The litigation window opens immediately. Court filings typically follow within 30 days of such orders. Public Citizen and allied groups have already telegraphed intent to challenge. The first test will be injunction motions—requests that courts preserve the status quo (state laws enforceable, executive order blocked) pending full litigation. If granted, enterprises face the opposite problem: maintaining compliance with state laws that the Trump administration is actively trying to eliminate. If denied, they navigate the executive order while knowing it could be struck down mid-implementation.

This also validates a critical inflection pattern in AI governance: regulation is no longer primarily a question of policy design but of political contestation. The substance of Colorado's discrimination protections or California's disclosure requirements matters less now than which branch of government has authority to set AI rules. That's a structural shift that changes how companies plan compliance architecture, how investors price regulatory risk, and how professionals should position expertise.

The federal preemption argument itself carries deeper stakes. If courts reject the executive order, it doesn't just preserve state regulations—it establishes precedent that state AI laws have solid constitutional footing. That opens pathways for more aggressive state-level regulation, not less. Conversely, if the administration wins, it signals to future administrations that executive authority over state regulation is broader than conventional constitutional doctrine suggests.

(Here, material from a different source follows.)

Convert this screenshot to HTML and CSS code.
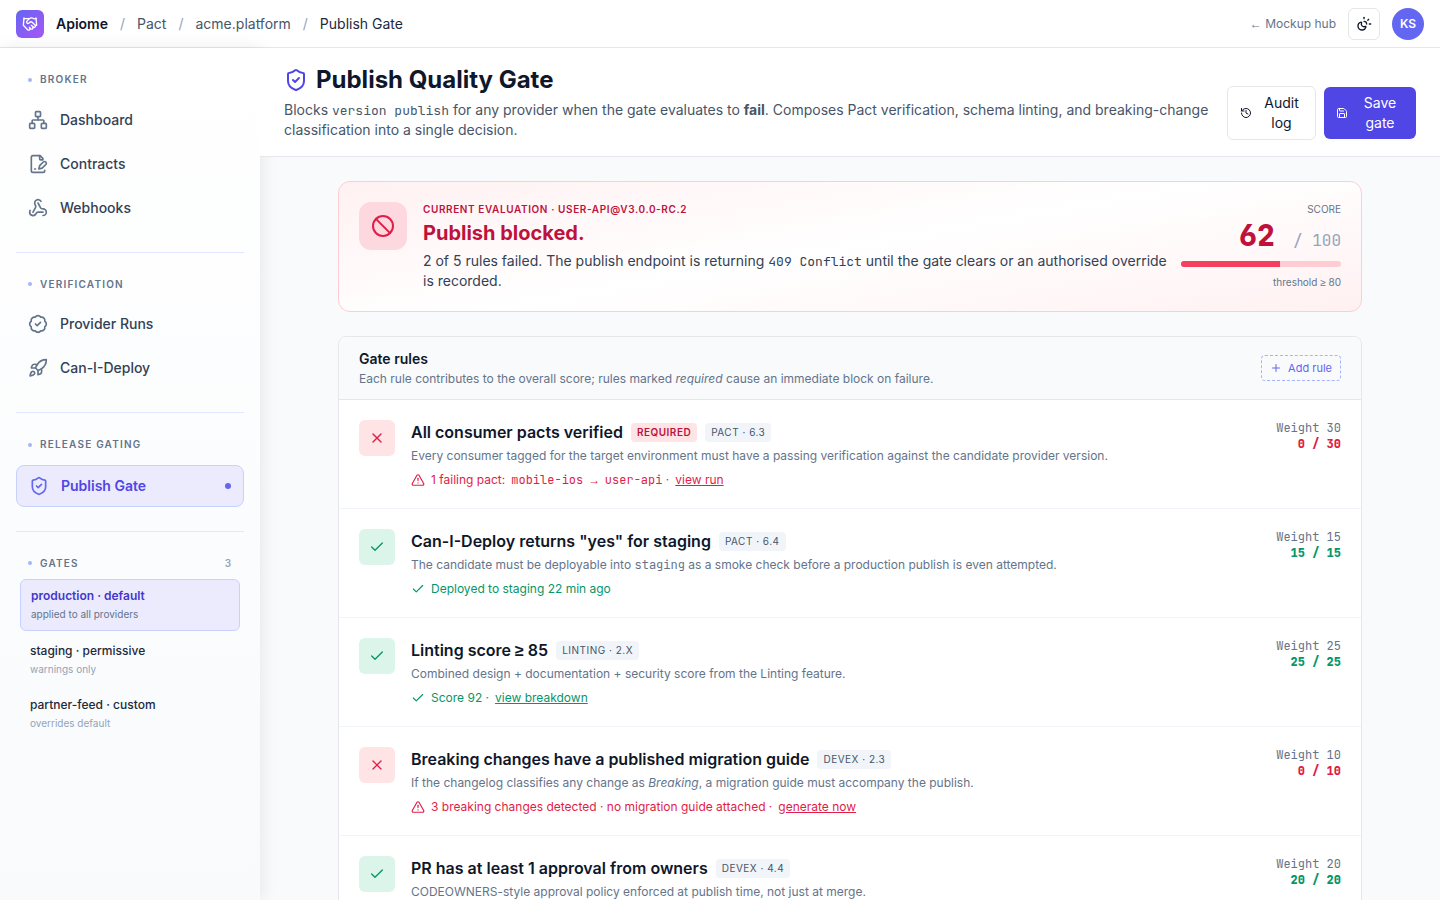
FILE: index.html
```html
<!DOCTYPE html>
<html lang="en">
<head>
    <meta charset="UTF-8">
    <meta name="viewport" content="width=device-width, initial-scale=1.0">
    <title>Publish Gate - Apiome</title>
    <link rel="stylesheet" href="styles.css">
</head>
<body>
    <!-- Shared icons -->
    <svg class="sprite" aria-hidden="true">
        <symbol id="i-shield" viewBox="0 0 24 24"><path d="M20 13c0 5-3.5 7.5-7.66 8.95a1 1 0 0 1-.67-.01C7.5 20.5 4 18 4 13V6a1 1 0 0 1 1-1c2 0 4.5-1.2 6.24-2.72a1.17 1.17 0 0 1 1.52 0C14.51 3.81 17 5 19 5a1 1 0 0 1 1 1z"/><path d="m9 12 2 2 4-4"/></symbol>
        <symbol id="i-check" viewBox="0 0 24 24"><path d="M20 6 9 17l-5-5"/></symbol>
        <symbol id="i-x" viewBox="0 0 24 24"><path d="M18 6 6 18"/><path d="m6 6 12 12"/></symbol>
        <symbol id="i-alert" viewBox="0 0 24 24"><path d="m21.73 18-8-14a2 2 0 0 0-3.48 0l-8 14A2 2 0 0 0 4 21h16a2 2 0 0 0 1.73-3"/><path d="M12 9v4"/><path d="M12 17h.01"/></symbol>
    </svg>

    <header class="topbar">
        <div class="logo">
            <svg class="icon" viewBox="0 0 24 24"><path d="m11 17 2 2a1 1 0 1 0 3-3"/><path d="m14 14 2.5 2.5a1 1 0 1 0 3-3l-3.88-3.88a3 3 0 0 0-4.24 0l-.88.88a1 1 0 1 1-3-3l2.81-2.81a5.79 5.79 0 0 1 7.06-.87l.47.28a2 2 0 0 0 1.42.25L21 4"/><path d="m21 3 1 11h-2"/><path d="M3 3 2 14l6.5 6.5a1 1 0 1 0 3-3"/><path d="M3 4h8"/></svg>
        </div>
        <nav class="crumbs" aria-label="Breadcrumb">
            <a href="#" class="brand">Apiome</a>
            <span class="slash">/</span>
            <a href="#">Pact</a>
            <span class="slash">/</span>
            <a href="#">acme.platform</a>
            <span class="slash">/</span>
            <span class="here">Publish Gate</span>
        </nav>
        <a href="#" class="hub-link"><span class="symbol">←</span> Mockup hub</a>
        <button class="theme-button" type="button" aria-label="Toggle theme">
            <svg class="icon" viewBox="0 0 24 24"><path d="M12 2v2"/><path d="M14.837 16.385a6 6 0 1 1-7.223-7.222c.624-.147.97.66.715 1.248a4 4 0 0 0 5.26 5.259c.589-.255 1.396.09 1.248.715"/><path d="M16 12a4 4 0 0 0-4-4"/><path d="m19 5-1.256 1.256"/><path d="M20 12h2"/></svg>
        </button>
        <div class="avatar">KS</div>
    </header>

    <div class="layout">
        <aside class="sidebar">
            <section class="nav-group">
                <h2 class="nav-title">Broker</h2>
                <a href="#" class="nav-item">
                    <svg class="icon" viewBox="0 0 24 24"><rect x="16" y="16" width="6" height="6" rx="1"/><rect x="2" y="16" width="6" height="6" rx="1"/><rect x="9" y="2" width="6" height="6" rx="1"/><path d="M5 16v-3a1 1 0 0 1 1-1h12a1 1 0 0 1 1 1v3"/><path d="M12 12V8"/></svg>
                    Dashboard
                </a>
                <a href="#" class="nav-item">
                    <svg class="icon" viewBox="0 0 24 24"><path d="M20 19.5v.5a2 2 0 0 1-2 2H6a2 2 0 0 1-2-2V4a2 2 0 0 1 2-2h8.5L18 5.5"/><path d="M8 18h1"/><path d="M14 2v4a1 1 0 0 0 1 1h3"/><path d="M18.42 9.61a2.1 2.1 0 1 1 2.97 2.97L16.95 17 13 18l.99-3.95 4.43-4.44Z"/></svg>
                    Contracts
                </a>
                <a href="#" class="nav-item">
                    <svg class="icon" viewBox="0 0 24 24"><path d="M18 16.98h-5.99c-1.1 0-1.95.94-2.48 1.9A4 4 0 0 1 2 17c.01-.7.2-1.4.57-2"/><path d="m6 17 3.13-5.78c.53-.97.1-2.18-.5-3.1a4 4 0 1 1 6.89-4.06"/><path d="m12 6 3.13 5.73C15.66 12.7 16.9 13 18 13a4 4 0 0 1 0 8"/></svg>
                    Webhooks
                </a>
            </section>

            <section class="nav-group">
                <h2 class="nav-title">Verification</h2>
                <a href="#" class="nav-item">
                    <svg class="icon" viewBox="0 0 24 24"><path d="M3.85 8.62a4 4 0 0 1 4.78-4.77 4 4 0 0 1 6.74 0 4 4 0 0 1 4.78 4.78 4 4 0 0 1 0 6.74 4 4 0 0 1-4.77 4.78 4 4 0 0 1-6.75 0 4 4 0 0 1-4.78-4.77 4 4 0 0 1 0-6.76Z"/><path d="m9 12 2 2 4-4"/></svg>
                    Provider Runs
                </a>
                <a href="#" class="nav-item">
                    <svg class="icon" viewBox="0 0 24 24"><path d="M4.5 16.5c-1.5 1.26-2 5-2 5s3.74-.5 5-2c.71-.84.7-2.13-.09-2.91a2.18 2.18 0 0 0-2.91-.09z"/><path d="m12 15-3-3a22 22 0 0 1 2-3.95A12.88 12.88 0 0 1 22 2c0 2.72-.78 7.5-6 11a22.35 22.35 0 0 1-4 2z"/><path d="M9 12H4s.55-3.03 2-4c1.62-1.08 5 0 5 0"/><path d="M12 15v5s3.03-.55 4-2c1.08-1.62 0-5 0-5"/></svg>
                    Can-I-Deploy
                </a>
            </section>

            <section class="nav-group">
                <h2 class="nav-title">Release Gating</h2>
                <a href="#" class="nav-item active" aria-current="page">
                    <svg class="icon"><use href="#i-shield"/></svg>
                    Publish Gate
                    <span class="nav-dot"></span>
                </a>
            </section>

            <section class="nav-group">
                <h2 class="nav-title">Gates <span class="nav-count">3</span></h2>
                <div class="gate-list">
                    <a href="#" class="gate active">
                        <span class="gate-name">production · default</span>
                        <span class="gate-note">applied to all providers</span>
                    </a>
                    <a href="#" class="gate">
                        <span class="gate-name">staging · permissive</span>
                        <span class="gate-note">warnings only</span>
                    </a>
                    <a href="#" class="gate">
                        <span class="gate-name">partner-feed · custom</span>
                        <span class="gate-note">overrides default</span>
                    </a>
                </div>
            </section>
        </aside>

        <main class="main">
            <div class="page-head">
                <div class="page-intro">
                    <h1 class="page-title"><svg class="icon"><use href="#i-shield"/></svg>Publish Quality Gate</h1>
                    <p class="page-text">Blocks <code>version publish</code> for any provider when the gate evaluates to <strong>fail</strong>. Composes Pact verification, schema linting, and breaking-change classification into a single decision.</p>
                </div>
                <div class="page-actions">
                    <button class="button" type="button">
                        <svg class="icon" viewBox="0 0 24 24"><path d="M3 12a9 9 0 1 0 9-9 9.75 9.75 0 0 0-6.74 2.74L3 8"/><path d="M3 3v5h5"/><path d="M12 7v5l4 2"/></svg>
                        <span>Audit log</span>
                    </button>
                    <button class="button primary" type="button">
                        <svg class="icon" viewBox="0 0 24 24"><path d="M15.2 3a2 2 0 0 1 1.4.6l3.8 3.8a2 2 0 0 1 .6 1.4V19a2 2 0 0 1-2 2H5a2 2 0 0 1-2-2V5a2 2 0 0 1 2-2z"/><path d="M17 21v-7a1 1 0 0 0-1-1H8a1 1 0 0 0-1 1v7"/><path d="M7 3v4a1 1 0 0 0 1 1h7"/></svg>
                        <span>Save gate</span>
                    </button>
                </div>
            </div>

            <div class="content">
                <!-- Current evaluation -->
                <section class="verdict">
                    <div class="verdict-icon">
                        <svg class="icon" viewBox="0 0 24 24"><circle cx="12" cy="12" r="10"/><path d="m4.9 4.9 14.2 14.2"/></svg>
                    </div>
                    <div class="verdict-body">
                        <div class="verdict-label">Current evaluation · user-api@v3.0.0-rc.2</div>
                        <h2 class="verdict-title">Publish blocked.</h2>
                        <p class="verdict-text">2 of 5 rules failed. The publish endpoint is returning <code>409 Conflict</code> until the gate clears or an authorised override is recorded.</p>
                    </div>
                    <div class="score">
                        <div class="score-label">Score</div>
                        <div class="score-value">62 <span class="score-max">/ 100</span></div>
                        <div class="score-bar"><div class="score-fill" style="width: 62%"></div></div>
                        <div class="score-note">threshold <span class="symbol">≥</span> 80</div>
                    </div>
                </section>

                <!-- Rules -->
                <section class="rules">
                    <div class="rules-head">
                        <div>
                            <h2 class="rules-title">Gate rules</h2>
                            <p class="rules-text">Each rule contributes to the overall score; rules marked <em>required</em> cause an immediate block on failure.</p>
                        </div>
                        <button class="add-button" type="button">
                            <svg class="icon" viewBox="0 0 24 24"><path d="M5 12h14"/><path d="M12 5v14"/></svg>
                            Add rule
                        </button>
                    </div>

                    <article class="rule fail">
                        <div class="rule-icon"><svg class="icon"><use href="#i-x"/></svg></div>
                        <div class="rule-body">
                            <div class="rule-head">
                                <h3 class="rule-title">All consumer pacts verified</h3>
                                <span class="tag required">Required</span>
                                <span class="tag">Pact · 6.3</span>
                            </div>
                            <p class="rule-text">Every consumer tagged for the target environment must have a passing verification against the candidate provider version.</p>
                            <div class="rule-status">
                                <svg class="icon"><use href="#i-alert"/></svg>
                                <span>1 failing pact:</span>
                                <span><code>mobile-ios <span class="mono-symbol">→</span> user-api</code> ·</span>
                                <a href="#">view run</a>
                            </div>
                        </div>
                        <div class="rule-score">
                            <div class="rule-weight">Weight 30</div>
                            <div class="rule-points">0 / 30</div>
                        </div>
                    </article>

                    <article class="rule pass">
                        <div class="rule-icon"><svg class="icon"><use href="#i-check"/></svg></div>
                        <div class="rule-body">
                            <div class="rule-head">
                                <h3 class="rule-title">Can-I-Deploy returns "yes" for staging</h3>
                                <span class="tag">Pact · 6.4</span>
                            </div>
                            <p class="rule-text">The candidate must be deployable into <code>staging</code> as a smoke check before a production publish is even attempted.</p>
                            <div class="rule-status">
                                <svg class="icon"><use href="#i-check"/></svg>
                                <span>Deployed to staging 22 min ago</span>
                            </div>
                        </div>
                        <div class="rule-score">
                            <div class="rule-weight">Weight 15</div>
                            <div class="rule-points">15 / 15</div>
                        </div>
                    </article>

                    <article class="rule pass">
                        <div class="rule-icon"><svg class="icon"><use href="#i-check"/></svg></div>
                        <div class="rule-body">
                            <div class="rule-head">
                                <h3 class="rule-title">Linting score <span class="symbol">≥</span> 85</h3>
                                <span class="tag">Linting · 2.x</span>
                            </div>
                            <p class="rule-text">Combined design + documentation + security score from the Linting feature.</p>
                            <div class="rule-status">
                                <svg class="icon"><use href="#i-check"/></svg>
                                <span>Score 92 ·</span>
                                <a href="#">view breakdown</a>
                            </div>
                        </div>
                        <div class="rule-score">
                            <div class="rule-weight">Weight 25</div>
                            <div class="rule-points">25 / 25</div>
                        </div>
                    </article>

                    <article class="rule fail">
                        <div class="rule-icon"><svg class="icon"><use href="#i-x"/></svg></div>
                        <div class="rule-body">
                            <div class="rule-head">
                                <h3 class="rule-title">Breaking changes have a published migration guide</h3>
                                <span class="tag">DevEx · 2.3</span>
                            </div>
                            <p class="rule-text">If the changelog classifies any change as <em>Breaking</em>, a migration guide must accompany the publish.</p>
                            <div class="rule-status">
                                <svg class="icon"><use href="#i-alert"/></svg>
                                <span>3 breaking changes detected · no migration guide attached ·</span>
                                <a href="#">generate now</a>
                            </div>
                        </div>
                        <div class="rule-score">
                            <div class="rule-weight">Weight 10</div>
                            <div class="rule-points">0 / 10</div>
                        </div>
                    </article>

                    <article class="rule pass">
                        <div class="rule-icon"><svg class="icon"><use href="#i-check"/></svg></div>
                        <div class="rule-body">
                            <div class="rule-head">
                                <h3 class="rule-title">PR has at least 1 approval from owners</h3>
                                <span class="tag">DevEx · 4.4</span>
                            </div>
                            <p class="rule-text">CODEOWNERS-style approval policy enforced at publish time, not just at merge.</p>
                        </div>
                        <div class="rule-score">
                            <div class="rule-weight">Weight 20</div>
                            <div class="rule-points">20 / 20</div>
                        </div>
                    </article>
                </section>
            </div>
        </main>
    </div>
</body>
</html>
```

FILE: styles.css
```css
* {
    box-sizing: border-box;
}

body {
    margin: 0;
    height: 100vh;
    display: flex;
    flex-direction: column;
    overflow: hidden;
    font-family: Inter, "Liberation Sans", sans-serif;
    font-size: 14px;
    line-height: 20px;
    color: #0f172a;
    background: #f8fafc;
}

h1, h2, h3, p {
    margin: 0;
}

a {
    color: inherit;
    text-decoration: none;
}

button {
    font: inherit;
    cursor: pointer;
}

code {
    font-family: "JetBrains Mono", "Liberation Mono", monospace;
    font-size: 13px;
    line-height: 1;
}

.symbol {
    font-family: "Liberation Sans", sans-serif;
    line-height: 1;
}

.mono-symbol {
    font-family: "Liberation Mono", monospace;
    line-height: 1;
}

.sprite {
    display: none;
}

.icon {
    width: 16px;
    height: 16px;
    flex: none;
    fill: none;
    stroke: currentColor;
    stroke-width: 2;
    stroke-linecap: round;
    stroke-linejoin: round;
}

/* Top bar */
.topbar {
    flex: none;
    height: 48px;
    display: flex;
    align-items: center;
    gap: 12px;
    padding: 0 16px;
    background: #fff;
    border-bottom: 1px solid #e5e7eb;
}

.logo {
    width: 28px;
    height: 28px;
    display: flex;
    align-items: center;
    justify-content: center;
    border-radius: 6px;
    color: #fff;
    background: linear-gradient(135deg, #6366f1, #a855f7);
}

.crumbs {
    flex: 1;
    display: flex;
    gap: 12px;
    color: #475569;
}

.brand {
    font-weight: 600;
    color: #0f172a;
}

.slash {
    color: #94a3b8;
}

.here {
    color: #1e293b;
}

.hub-link {
    font-size: 12px;
    color: #64748b;
}

.theme-button {
    width: 32px;
    height: 32px;
    display: flex;
    align-items: center;
    justify-content: center;
    padding: 0;
    color: #0f172a;
    background: #fff;
    border: 1px solid #e5e7eb;
    border-radius: 6px;
}

.avatar {
    width: 32px;
    height: 32px;
    border-radius: 50%;
    background: #6366f1;
    color: #fff;
    font-size: 12px;
    font-weight: 600;
    line-height: 32px;
    text-align: center;
}

.layout {
    flex: 1;
    min-height: 0;
    display: flex;
}

/* Sidebar */
.sidebar {
    flex: none;
    width: 260px;
    padding: 0 16px;
    overflow: hidden auto;
    background: linear-gradient(180deg, #fff, #f8fafc);
    box-shadow: 2px 0 16px rgba(0, 0, 0, 0.08);
}

.nav-group {
    padding: 24px 0;
    border-bottom: 1px solid #e0e7ff;
}

.nav-group:last-child {
    border-bottom: none;
}

.nav-title {
    display: flex;
    align-items: center;
    gap: 8px;
    padding: 0 13px 0 12px;
    margin-bottom: 12px;
    font-size: 10px;
    line-height: 1.55;
    font-weight: 600;
    letter-spacing: 0.12em;
    text-transform: uppercase;
    color: #64748b;
}

.nav-title::before {
    content: "";
    width: 4px;
    height: 4px;
    border-radius: 50%;
    background: #a5b4fc;
}

.nav-count {
    margin-left: auto;
    letter-spacing: 0;
    color: #94a3b8;
}

.nav-item {
    display: flex;
    align-items: center;
    gap: 12px;
    height: 40px;
    padding: 0 12px;
    font-weight: 500;
    color: #334155;
}

.nav-item + .nav-item {
    margin-top: 4px;
}

.nav-item .icon {
    width: 20px;
    height: 20px;
    color: #64748b;
}

.nav-item.active {
    height: 42px;
    border: 1px solid #c7d2fe;
    border-radius: 8px;
    background: #ebebfd;
    color: #4f46e5;
    font-weight: 600;
}

.nav-item.active .icon {
    color: #6366f1;
}

.nav-dot {
    width: 6px;
    height: 6px;
    margin-left: auto;
    border-radius: 50%;
    background: #6366f1;
}

.gate-list {
    display: flex;
    flex-direction: column;
    gap: 4px;
    padding: 0 4px;
    margin-top: -4px;
}

.gate {
    display: flex;
    flex-direction: column;
    gap: 1px;
    padding: 7px 10px 8px;
    font-size: 12px;
    line-height: 18px;
    border-radius: 6px;
    color: #1e293b;
}

.gate-name {
    font-weight: 500;
}

.gate-note {
    font-size: 10px;
    line-height: 16px;
    color: #94a3b8;
}

.gate.active {
    border: 1px solid #c7d2fe;
    background: #ebebfd;
    color: #4338ca;
}

.gate.active .gate-name {
    font-weight: 600;
}

.gate.active .gate-note {
    color: #64748b;
}

/* Page header */
.main {
    flex: 1;
    min-width: 0;
    display: flex;
    flex-direction: column;
}

.page-head {
    position: relative;
    display: flex;
    align-items: flex-end;
    gap: 16px;
    padding: 16px 24px;
    background: #fff;
    border-bottom: 1px solid #e5e7eb;
}

.page-intro {
    flex: 1;
}

.page-title {
    display: flex;
    align-items: center;
    gap: 8px;
    margin-bottom: 4px;
    font-size: 24px;
    line-height: 32px;
    font-weight: 700;
}

.page-title .icon {
    width: 24px;
    height: 24px;
    color: #4f46e5;
}

.page-text {
    color: #475569;
}

.page-actions {
    display: flex;
    align-items: center;
    gap: 8px;
}

.button {
    display: flex;
    align-items: center;
    gap: 8px;
    width: 89px;
    padding: 6px 12px;
    color: #0f172a;
    background: #fff;
    border: 1px solid #e5e7eb;
    border-radius: 6px;
}

.button span {
    flex: 1;
}

.button .icon {
    width: 12px;
    height: 12px;
}

.button.primary {
    width: 92px;
    border: none;
    color: #fff;
    background: #4f46e5;
}

/* Content */
.content {
    flex: 1;
    min-height: 0;
    padding: 24px 24px 0;
    overflow: hidden;
}

.verdict,
.rules {
    max-width: 1024px;
    margin: 0 auto 24px;
}

.verdict {
    display: flex;
    align-items: flex-start;
    gap: 12px;
    padding: 20px;
    border: 1px solid #fecdd3;
    border-radius: 12px;
    background: linear-gradient(170deg, #fff1f2, #fff 50%, #fff1f2);
}

.verdict-icon {
    flex: none;
    width: 48px;
    height: 48px;
    margin-right: 4px;
    display: flex;
    align-items: center;
    justify-content: center;
    border-radius: 12px;
    background: #fdd9df;
    color: #e11d48;
}

.verdict-icon .icon {
    width: 24px;
    height: 24px;
}

.verdict-body {
    flex: 1;
}

.verdict-label {
    font-size: 10px;
    line-height: 15px;
    font-weight: 600;
    letter-spacing: 0.06em;
    text-transform: uppercase;
    color: #be123c;
}

.verdict-title {
    margin: 2px 0 4px;
    font-size: 20px;
    line-height: 28px;
    font-weight: 700;
    color: #be123c;
}

.verdict-text {
    color: #334155;
}

.score {
    flex: none;
    width: 160px;
    text-align: right;
    font-size: 10px;
    line-height: 15px;
    color: #64748b;
}

.score-label {
    text-transform: uppercase;
}

.score-value {
    font-family: "JetBrains Mono", "Liberation Mono", monospace;
    font-size: 30px;
    line-height: 36px;
    font-weight: 800;
    color: #be123c;
}

.score-max {
    font-size: 16px;
    line-height: 16px;
    font-weight: 400;
    color: #94a3b8;
}

.score-bar {
    height: 6px;
    margin: 8px 0;
    border-radius: 3px;
    overflow: hidden;
    background: #fecdd3;
}

.score-fill {
    height: 100%;
    background: #f43f5e;
}

/* Gate rules */
.rules {
    background: #fff;
    border: 1px solid #e5e7eb;
    border-radius: 8px;
    overflow: hidden;
}

.rules-head {
    display: flex;
    align-items: center;
    justify-content: space-between;
    padding: 12px 20px;
    background: #f8fafc;
    border-bottom: 1px solid #e5e7eb;
}

.rules-title {
    font-size: 14px;
    line-height: 20px;
    font-weight: 600;
}

.rules-text {
    margin-top: 2px;
    font-size: 12px;
    line-height: 16px;
    color: #64748b;
}

.add-button {
    display: flex;
    align-items: center;
    gap: 6px;
    padding: 4px 8px;
    font-size: 11px;
    line-height: 16px;
    color: #6366f1;
    background: transparent;
    border: 1px dashed #a5b4fc;
    border-radius: 4px;
}

.add-button .icon {
    width: 12px;
    height: 12px;
}

.rule {
    display: flex;
    align-items: flex-start;
    gap: 16px;
    padding: 20px;
    border-bottom: 1px solid #f1f5f9;
}

.rule-icon {
    flex: none;
    width: 36px;
    height: 36px;
    display: flex;
    align-items: center;
    justify-content: center;
    border-radius: 6px;
}

.rule-body {
    flex: 1;
}

.rule-head {
    display: flex;
    align-items: center;
    gap: 8px;
}

.rule-title {
    font-size: 16px;
    line-height: 24px;
    font-weight: 600;
}

.tag {
    padding: 2px 6px;
    border-radius: 4px;
    font-size: 10px;
    line-height: 15px;
    letter-spacing: 0.05em;
    text-transform: uppercase;
    color: #475569;
    background: #f1f5f9;
}

.tag.required {
    font-weight: 600;
    color: #be123c;
    background: #ffe4e6;
}

.rule-text {
    margin-top: 4px;
    font-size: 12px;
    line-height: 16px;
    color: #64748b;
}

.rule-status {
    display: flex;
    align-items: center;
    gap: 6px;
    margin-top: 8px;
    font-size: 12px;
    line-height: 16px;
}

.rule-text code,
.rule-status code {
    font-size: 12px;
}

.rule-status .icon {
    width: 14px;
    height: 14px;
}

.rule-status a {
    text-decoration: underline;
}

.rule-score {
    font-family: "JetBrains Mono", "Liberation Mono", monospace;
    font-size: 12px;
    line-height: 16px;
    text-align: right;
}

.rule-weight {
    color: #64748b;
}

.rule-points {
    font-weight: 800;
}

.fail .rule-icon {
    background: #ffe4e6;
}

.pass .rule-icon {
    background: #dbf5ea;
}

.fail .rule-icon,
.fail .rule-status,
.fail .rule-points {
    color: #e11d48;
}

.pass .rule-icon,
.pass .rule-status,
.pass .rule-points {
    color: #059669;
}
```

The case becomes less about AI policy and more about federalism itself.

This marks the moment when AI governance transitions from policy certainty to constitutional uncertainty. For enterprises over 1,000 employees: assume dual compliance with both state laws and the executive order through Q1 2026—betting on injunction motions blocking enforcement. For investors: regulatory risk now reprices higher; companies with heavy compliance costs in California and Colorado face 18-month litigation uncertainty. For decision-makers: don't treat the executive order as settled law. For professionals: AI governance expertise just became litigious—policy specialists need to understand federal court processes and constitutional doctrine. Watch for the first federal filing in January 2026; injunction decisions will determine which path dominates next.